The council’s Cabinet met to go through the results of a consultation with parents, schools and the public after initial proposals were put on the table. Information was sent to 1,000 people potentially affected.

This year there is a projected £1.071m overspend on transport, whilst £11.2million has been cut from the overall budget.

The agreed changes mean:

The council will invest in support to help SEND (special education needs and disabilities) young people learn how to travel confidently where possible helping prepare them for employment or further training.

The council will ask for a contribution of up to £510 per year for young people aged 16-19 who use local authority transport to get to school or college. This fee will be reduced for families with a lower income. The average cost of transport is £4,500 per year and in some cases, individual travel arrangements can be as much as £25,000 per year. This contribution to council finance ensures those with the highest need will continue to receive support,

Those who require high levels of support to get to post 16 education or college will be offered a personal budget to support travel arrangements.

Children from families who live further than the statutory walking distance away from school will be given free bus passes instead of receiving reimbursement (all SEN children aged between 5 and 16 years old qualify for free bus passes).

The Cabinet has required that each application will be assessed on an individual basis and satisfied that concerns raised through the consultation have been taken seriously. Transport support for the most vulnerable residents will continue to be provided and in line with the council’s statutory duties.

Following an extensive consultation, the council dropped a proposal to introduce a contribution for (SEN) transport for children under five years old with special educational needs (SEN) attending specialist provision. The decision was made after responses and feedback from the public. Where local authority transport is provided, this continues to be free of charge.

These proposals have been agreed after a projected £1.071m overspend on transport in a year that has seen a further £11.2million cut from the overall budget.

Charlotte Ramsden, Strategic Director for People at Salford City Council, said:



“Salford was one of the few councils in Greater Manchester who offered fully-funded travel budgets for children with SEN. But with our budget situation, we have reluctantly agreed to review the transport so we can support those with the highest needs.

“It is a decision we do not want to make. But with our budget cuts, having lost £198million since 2010 – or £60,000 each and every day, we have to make changes.

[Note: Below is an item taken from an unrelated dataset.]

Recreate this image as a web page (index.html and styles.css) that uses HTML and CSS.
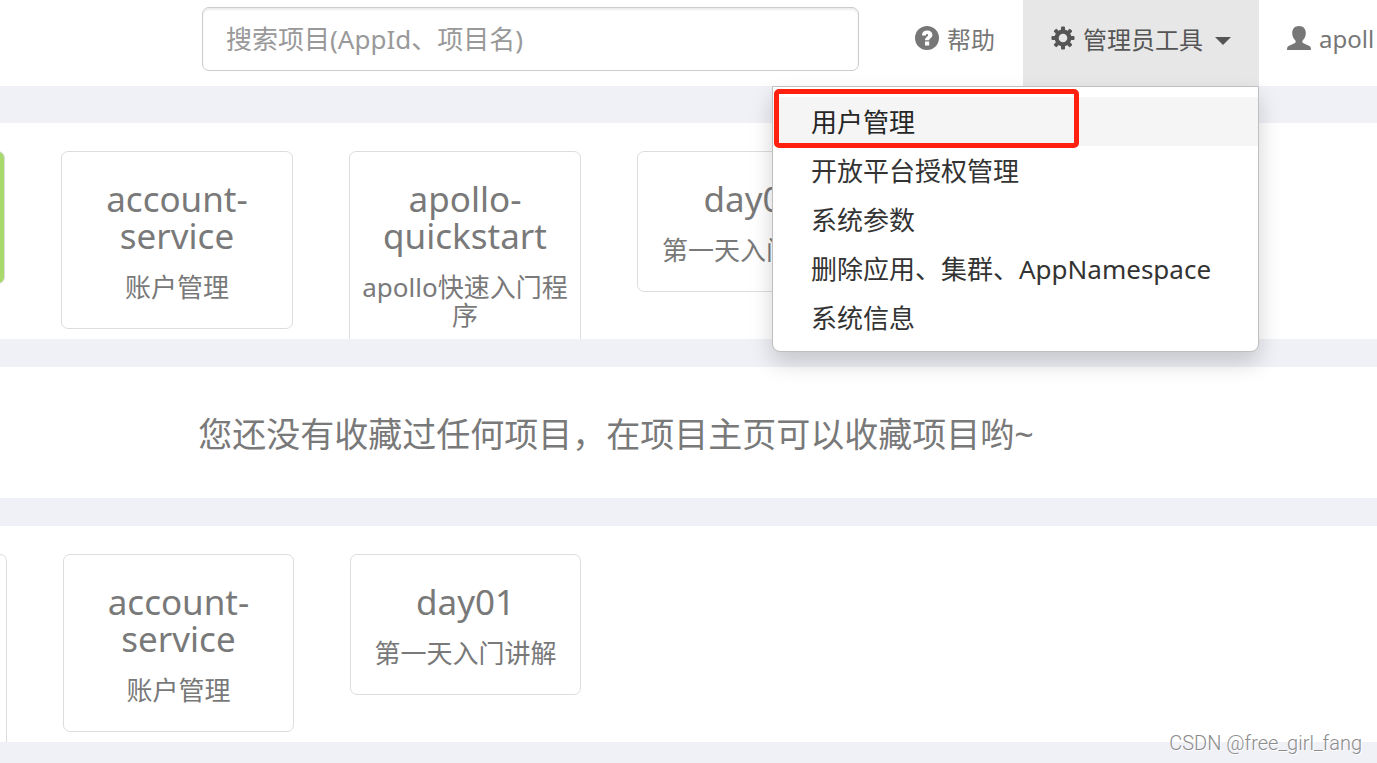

“After going through the 47 responses to the consultation we will now ask parents of students aged 16-19 to make a contribution towards the cost of local authority transport, bringing us in line with other local authorities. Obviously not everybody will be able to afford this so we will work with each family to make sure no one is left without the means to fund travel costs.

“It is important to note, no SEN children aged between five and 16 years old who receive transport assistance are affected by the changes – their transport is free.”